*Description of the task*. Wherever the word "React" appears in a line, extract that line.

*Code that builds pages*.
···

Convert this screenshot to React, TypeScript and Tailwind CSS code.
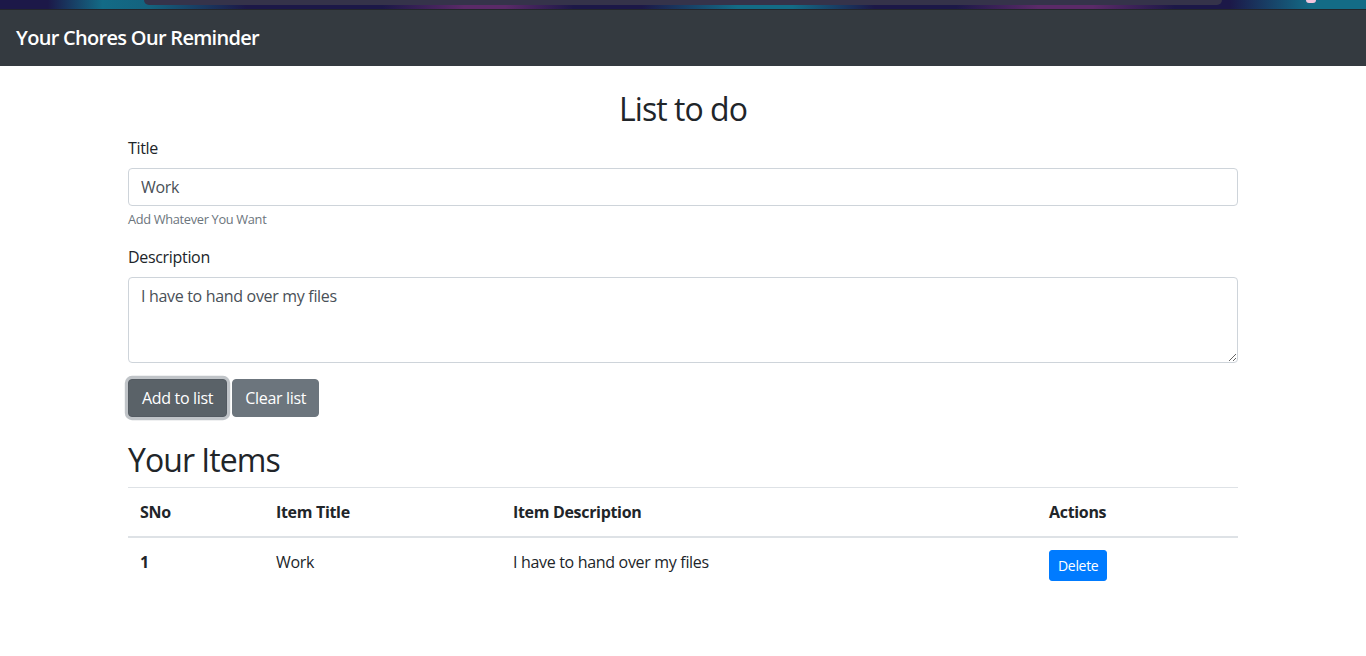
import React from "react";

const font = { fontFamily: '"Open Sans", "Noto Sans", sans-serif' };

function TopStrip() {
  return (
    <div className="relative h-[10px] w-full bg-[linear-gradient(90deg,#1c1848_0%,#1c1848_3.5%,#136b86_7.5%,#14627e_11%,#1c1848_18%,#1c1848_28%,#5b2a68_34%,#5a2a68_37%,#1c1848_42%,#1c1848_47%,#136b86_54%,#136b86_58%,#1c1848_64%,#1c1848_70%,#5b2a68_76%,#5b2a68_80%,#1c1848_86%,#1c1848_90%,#136b86_96%,#136b86_100%)]">
      <div className="flex h-[9px] px-[144px]">
        <div className="h-[5px] flex-1 rounded-b-[8px] bg-[#35334a]" />
      </div>
      <div className="h-px bg-[#23252b]" />
      <div className="absolute right-[50px] top-0 h-[3px] w-[10px] rounded-b-full bg-[#f3c6de]" />
    </div>
  );
}

export default function App() {
  return (
    <div
      className="min-h-screen bg-white tracking-[-0.02em] text-[#212529]"
      style={font}
    >
      <TopStrip />
      <nav className="flex h-[56px] items-center bg-[#343a40] px-4">
        <span className="text-[20px] font-semibold leading-[30px] tracking-[-0.035em] text-white">
          Your Chores Our Reminder
        </span>
      </nav>

      <div className="mx-auto w-[1110px]">
        <h2 className="mb-2 mt-6 text-center text-[32px] font-medium leading-[38px] tracking-[-0.03em]">
          List to do
        </h2>

        <div className="mb-4">
          <label className="mb-2 block text-base leading-6">Title</label>
          <input
            type="text"
            defaultValue="Work"
            className="block h-[38px] w-full rounded-[4px] border border-[#ced4da] px-3 text-base leading-6 text-[#495057] outline-none"
          />
          <small className="mt-1 block text-[12.8px] leading-[19px] text-[#6c757d]">
            Add Whatever You Want
          </small>
        </div>

        <div className="mb-4">
          <label className="mb-2 block text-base leading-6">Description</label>
          <textarea
            rows={3}
            defaultValue="I have to hand over my files"
            className="block h-[86px] w-full rounded-[4px] border border-[#ced4da] px-3 py-[6px] text-base leading-6 tracking-[-0.02em] text-[#495057] outline-none"
          />
        </div>

        <div className="flex gap-[5px]">
          <button className="h-[38px] rounded-[4px] border border-[#545b62] bg-[#5a6268] px-[13px] text-base leading-6 text-white shadow-[0_0_0_3.2px_rgba(130,138,145,0.5)]">
            Add to list
          </button>
          <button className="h-[38px] rounded-[4px] border border-[#6c757d] bg-[#6c757d] px-3 text-base leading-6 text-white">
            Clear list
          </button>
        </div>

        <h2 className="mb-2 mt-6 text-[32px] font-medium leading-[38px] tracking-[-0.03em]">
          Your Items
        </h2>

        <table className="w-full border-collapse text-left text-base">
          <thead>
            <tr>
              <th className="w-[136px] border-b-2 border-t border-[#dee2e6] p-3 font-bold leading-6">
                SNo
              </th>
              <th className="w-[237px] border-b-2 border-t border-[#dee2e6] p-3 font-bold leading-6">
                Item Title
              </th>
              <th className="w-[536px] border-b-2 border-t border-[#dee2e6] p-3 font-bold leading-6">
                Item Description
              </th>
              <th className="border-b-2 border-t border-[#dee2e6] p-3 font-bold leading-6">
                Actions
              </th>
            </tr>
          </thead>
          <tbody>
            <tr>
              <td className="p-3 align-top font-bold leading-6">1</td>
              <td className="p-3 align-top leading-6">Work</td>
              <td className="p-3 align-top leading-6">
                I have to hand over my files
              </td>
              <td className="p-3 align-top leading-6">
                <button className="h-[31px] rounded-[3px] border border-[#007bff] bg-[#007bff] px-2 text-[14px] leading-[21px] text-white">
                  Delete
                </button>
              </td>
            </tr>
          </tbody>
        </table>
      </div>
    </div>
  );
}
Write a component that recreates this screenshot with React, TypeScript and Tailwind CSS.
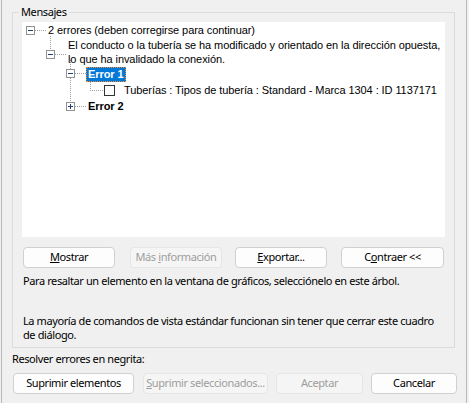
import React from 'react';

const ui = "font-['Noto_Sans',sans-serif] text-[11px] tracking-[-0.4px]";
const tree = "font-['Liberation_Sans',Arial,sans-serif] text-[11px] tracking-[-0.08px]";

const Dots = ({ x1, y1, x2, y2 }: { x1: number; y1: number; x2: number; y2: number }) => {
  const out = [];
  if (y1 === y2) {
    for (let x = x1; x <= x2; x += 2) out.push(<rect key={x} x={x} y={y1} width={1} height={1} />);
  } else {
    for (let y = y1; y <= y2; y += 2) out.push(<rect key={y} x={x1} y={y} width={1} height={1} />);
  }
  return <g fill="#a0a0a0">{out}</g>;
};

const Expander = ({ x, y, plus }: { x: number; y: number; plus?: boolean }) => (
  <g>
    <rect x={x + 0.5} y={y + 0.5} width={8} height={8} fill="#fff" stroke="#919191" />
    <rect x={x + 2} y={y + 4} width={5} height={1} fill="#1f3f7a" />
    {plus && <rect x={x + 4} y={y + 2} width={1} height={5} fill="#1f3f7a" />}
  </g>
);

const Btn = ({ children, className = '', disabled }: { children: React.ReactNode; className?: string; disabled?: boolean }) => (
  <div
    className={`h-[21px] flex items-center justify-center whitespace-nowrap rounded-[4px] border ${
      disabled ? 'bg-[#f5f5f5] border-[#e6e6e6] text-[#9d9d9d]' : 'bg-[#fdfdfd] border-[#d0d0d0] text-black'
    } ${className}`}
  >
    {children}
  </div>
);

const App = () => {
  return (
    <div className={`w-[469px] h-[403px] bg-[#f0f0f0] ${ui} text-black`}>
      <div className="ml-px w-[466px] h-[403px] border-x border-[#b9b9b9] pl-[10px] pt-[12px]">
        {/* Mensajes group */}
        <div className="relative w-[443px] h-[336px] border border-[#dcdcdc] pl-[9px] pt-[9px]">
          <span className="absolute left-[6px] top-[-9px] px-[2px] bg-[#f0f0f0] leading-[16px]">Mensajes</span>

          <div className={`relative w-[423px] h-[215px] bg-white whitespace-nowrap ${tree}`}>
            <svg className="absolute left-0 top-0" width={130} height={100}>
              <Dots x1={13} y1={8} x2={24} y2={8} />
              <Dots x1={28} y1={14} x2={28} y2={27} />
              <Dots x1={33} y1={32} x2={44} y2={32} />
              <Dots x1={48} y1={38} x2={48} y2={46} />
              <Dots x1={53} y1={51} x2={63} y2={51} />
              <Dots x1={48} y1={56} x2={48} y2={79} />
              <Dots x1={68} y1={60} x2={68} y2={68} />
              <Dots x1={68} y1={68} x2={80} y2={68} />
              <Dots x1={53} y1={84} x2={64} y2={84} />
              <Expander x={4} y={4} />
              <Expander x={24} y={28} />
              <Expander x={44} y={47} />
              <Expander x={44} y={80} plus />
            </svg>
            <div className="relative">
              <div className="h-4 pl-[26px] leading-4">2 errores (deben corregirse para continuar)</div>
              <div className="h-[28px] pl-[46px] leading-[14px]">
                El conducto o la tubería se ha modificado y orientado en la dirección opuesta,
                <br />
                lo que ha invalidado la conexión.
              </div>
              <div className="h-4 pl-[64px]">
                <span className="inline-block h-[15px] px-px leading-[13px] bg-[#0078d7] text-white font-bold border border-dotted border-[#ff8728]">
                  Error 1
                </span>
              </div>
              <div className="h-4 pl-[82px] flex items-center">
                <span className="w-[11px] h-[11px] border border-[#333] bg-white" />
                <span className="ml-[9px] leading-4">Tuberías : Tipos de tubería : Standard - Marca 1304 : ID 1137171</span>
              </div>
              <div className="h-4 pl-[66px] leading-4 font-bold">Error 2</div>
            </div>
          </div>

          <div className="flex mt-[10px]">
            <Btn className="ml-px w-[92px]">
              <span><u>M</u>ostrar</span>
            </Btn>
            <Btn className="ml-[15px] w-[92px]" disabled>
              <span>Más <u>i</u>nformación</span>
            </Btn>
            <Btn className="ml-[13px] w-[92px]">
              <span><u>E</u>xportar...</span>
            </Btn>
            <Btn className="ml-[14px] w-[103px]">
              <span>C<u>o</u>ntraer &lt;&lt;</span>
            </Btn>
          </div>

          <p className="ml-px mt-[5px] leading-4 whitespace-nowrap">
            Para resaltar un elemento en la ventana de gráficos, selecciónelo en este árbol.
          </p>
          <p className="ml-px mt-[25px] leading-[14px] whitespace-nowrap">
            La mayoría de comandos de vista estándar funcionan sin tener que cerrar este cuadro
            <br />
            de diálogo.
          </p>
        </div>

        <p className="mt-[3px] leading-[15px] whitespace-nowrap">Resolver errores en negrita:</p>

        <div className="flex mt-[7px]">
          <Btn className="ml-px w-[121px]">Suprimir elementos</Btn>
          <Btn className="ml-[9px] w-[125px]" disabled>
            <span><u>S</u>uprimir seleccionados...</span>
          </Btn>
          <Btn className="ml-[8px] w-[87px]" disabled>Aceptar</Btn>
          <Btn className="ml-[8px] w-[86px]">Cancelar</Btn>
        </div>
      </div>
    </div>
  );
};

export default App;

···

*Task solution*.
Convert this screenshot to React, TypeScript and Tailwind CSS code.
import React from "react";
Write a component that recreates this screenshot with React, TypeScript and Tailwind CSS.
import React from 'react';
const Btn = ({ children, className = '', disabled }: { children: React.ReactNode; className?: string; disabled?: boolean }) => (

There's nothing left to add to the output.